** What you are asked to do **
Skip the pictures and repeat each line of the data exactly.

** Provided material **
┌──

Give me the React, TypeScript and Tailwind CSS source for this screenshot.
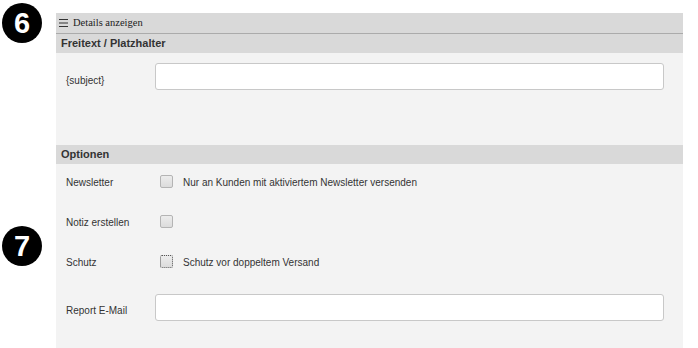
import React from "react";

const Badge = ({ n, className }: { n: string; className?: string }) => (
  <div
    className={
      "w-[40px] h-[40px] rounded-full bg-black text-white flex items-center justify-center text-[29px] font-bold leading-none " +
      (className ?? "")
    }
  >
    {n}
  </div>
);

const SectionHeader = ({ title }: { title: string }) => (
  <div className="h-[19px] bg-[#d9d9d9] flex items-center pl-[5px] text-[11px] font-bold text-[#333]">
    {title}
  </div>
);

const Checkbox = ({ focused }: { focused?: boolean }) => (
  <div
    className={
      "w-[13px] h-[13px] rounded-[2px] bg-gradient-to-b from-[#ececec] to-[#dcdcdc] " +
      (focused ? "border border-dotted border-[#555]" : "border border-[#b4b4b4]")
    }
  />
);

const CheckRow = ({
  label,
  text,
  focused,
}: {
  label: string;
  text?: string;
  focused?: boolean;
}) => (
  <div className="flex items-start h-[13px]">
    <div className="w-[94px] pt-[2px] leading-[12px]">{label}</div>
    <Checkbox focused={focused} />
    {text && <div className="ml-[10px] pt-[2px] leading-[12px]">{text}</div>}
  </div>
);

const TextInput = () => (
  <input
    type="text"
    className="w-[509px] h-[27px] bg-white border border-[#c8c8c8] rounded-[3px] outline-none"
  />
);

export default function App() {
  return (
    <div className="w-[698px] h-[348px] bg-white flex font-['Liberation_Sans',Arial,sans-serif] overflow-hidden">
      <div className="w-[56px] shrink-0 flex flex-col">
        <Badge n="6" className="mt-[3px] ml-[2px]" />
        <Badge n="7" className="mt-[183px] ml-[2px]" />
      </div>
      <div className="w-[627px] mt-[13px] flex flex-col bg-[#f3f3f3] text-[10px] text-[#333]">
        <div className="h-[21px] bg-[#d9d9d9] border-b border-[#ababab] flex items-center pl-[3px] gap-[5px] font-['Liberation_Serif',serif] text-[10.5px] text-[#222]">
          <svg width="9" height="8" viewBox="0 0 9 8" className="mt-[-1px]">
            <rect x="0" y="0" width="9" height="1" fill="#333" />
            <rect x="0" y="3.5" width="9" height="1" fill="#333" />
            <rect x="0" y="7" width="9" height="1" fill="#333" />
          </svg>
          <span>Details anzeigen</span>
        </div>
        <SectionHeader title="Freitext / Platzhalter" />
        <div className="h-[92px] pl-[10px] pt-[10px]">
          <div className="flex items-start">
            <div className="w-[89px] pt-[12px] leading-[12px]">{"{subject}"}</div>
            <TextInput />
          </div>
        </div>
        <SectionHeader title="Optionen" />
        <div className="pl-[10px] pt-[11px] flex flex-col">
          <CheckRow label="Newsletter" text="Nur an Kunden mit aktiviertem Newsletter versenden" />
          <div className="mt-[27px]">
            <CheckRow label="Notiz erstellen" />
          </div>
          <div className="mt-[27px]">
            <CheckRow label="Schutz" text="Schutz vor doppeltem Versand" focused />
          </div>
          <div className="mt-[26px] flex items-start">
            <div className="w-[89px] pt-[11px] leading-[12px]">Report E-Mail</div>
            <TextInput />
          </div>
        </div>
      </div>
    </div>
  );
}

└──

** Response to the task **
Give me the React, TypeScript and Tailwind CSS source for this screenshot.
import React from "react";

const Badge = ({ n, className }: { n: string; className?: string }) => (
  <div
    className={
      "w-[40px] h-[40px] rounded-full bg-black text-white flex items-center justify-center text-[29px] font-bold leading-none " +
      (className ?? "")
    }
  >
    {n}
  </div>
);

const SectionHeader = ({ title }: { title: string }) => (
  <div className="h-[19px] bg-[#d9d9d9] flex items-center pl-[5px] text-[11px] font-bold text-[#333]">
    {title}
  </div>
);

const Checkbox = ({ focused }: { focused?: boolean }) => (
  <div
    className={
      "w-[13px] h-[13px] rounded-[2px] bg-gradient-to-b from-[#ececec] to-[#dcdcdc] " +
      (focused ? "border border-dotted border-[#555]" : "border border-[#b4b4b4]")
    }
  />
);

const CheckRow = ({
  label,
  text,
  focused,
}: {
  label: string;
  text?: string;
  focused?: boolean;
}) => (
  <div className="flex items-start h-[13px]">
    <div className="w-[94px] pt-[2px] leading-[12px]">{label}</div>
    <Checkbox focused={focused} />
    {text && <div className="ml-[10px] pt-[2px] leading-[12px]">{text}</div>}
  </div>
);

const TextInput = () => (
  <input
    type="text"
    className="w-[509px] h-[27px] bg-white border border-[#c8c8c8] rounded-[3px] outline-none"
  />
);

export default function App() {
  return (
    <div className="w-[698px] h-[348px] bg-white flex font-['Liberation_Sans',Arial,sans-serif] overflow-hidden">
      <div className="w-[56px] shrink-0 flex flex-col">
        <Badge n="6" className="mt-[3px] ml-[2px]" />
        <Badge n="7" className="mt-[183px] ml-[2px]" />
      </div>
      <div className="w-[627px] mt-[13px] flex flex-col bg-[#f3f3f3] text-[10px] text-[#333]">
        <div className="h-[21px] bg-[#d9d9d9] border-b border-[#ababab] flex items-center pl-[3px] gap-[5px] font-['Liberation_Serif',serif] text-[10.5px] text-[#222]">
          <svg width="9" height="8" viewBox="0 0 9 8" className="mt-[-1px]">
            <rect x="0" y="0" width="9" height="1" fill="#333" />
            <rect x="0" y="3.5" width="9" height="1" fill="#333" />
            <rect x="0" y="7" width="9" height="1" fill="#333" />
          </svg>
          <span>Details anzeigen</span>
        </div>
        <SectionHeader title="Freitext / Platzhalter" />
        <div className="h-[92px] pl-[10px] pt-[10px]">
          <div className="flex items-start">
            <div className="w-[89px] pt-[12px] leading-[12px]">{"{subject}"}</div>
            <TextInput />
          </div>
        </div>
        <SectionHeader title="Optionen" />
        <div className="pl-[10px] pt-[11px] flex flex-col">
          <CheckRow label="Newsletter" text="Nur an Kunden mit aktiviertem Newsletter versenden" />
          <div className="mt-[27px]">
            <CheckRow label="Notiz erstellen" />
          </div>
          <div className="mt-[27px]">
            <CheckRow label="Schutz" text="Schutz vor doppeltem Versand" focused />
          </div>
          <div className="mt-[26px] flex items-start">
            <div className="w-[89px] pt-[11px] leading-[12px]">Report E-Mail</div>
            <TextInput />
          </div>
        </div>
      </div>
    </div>
  );
}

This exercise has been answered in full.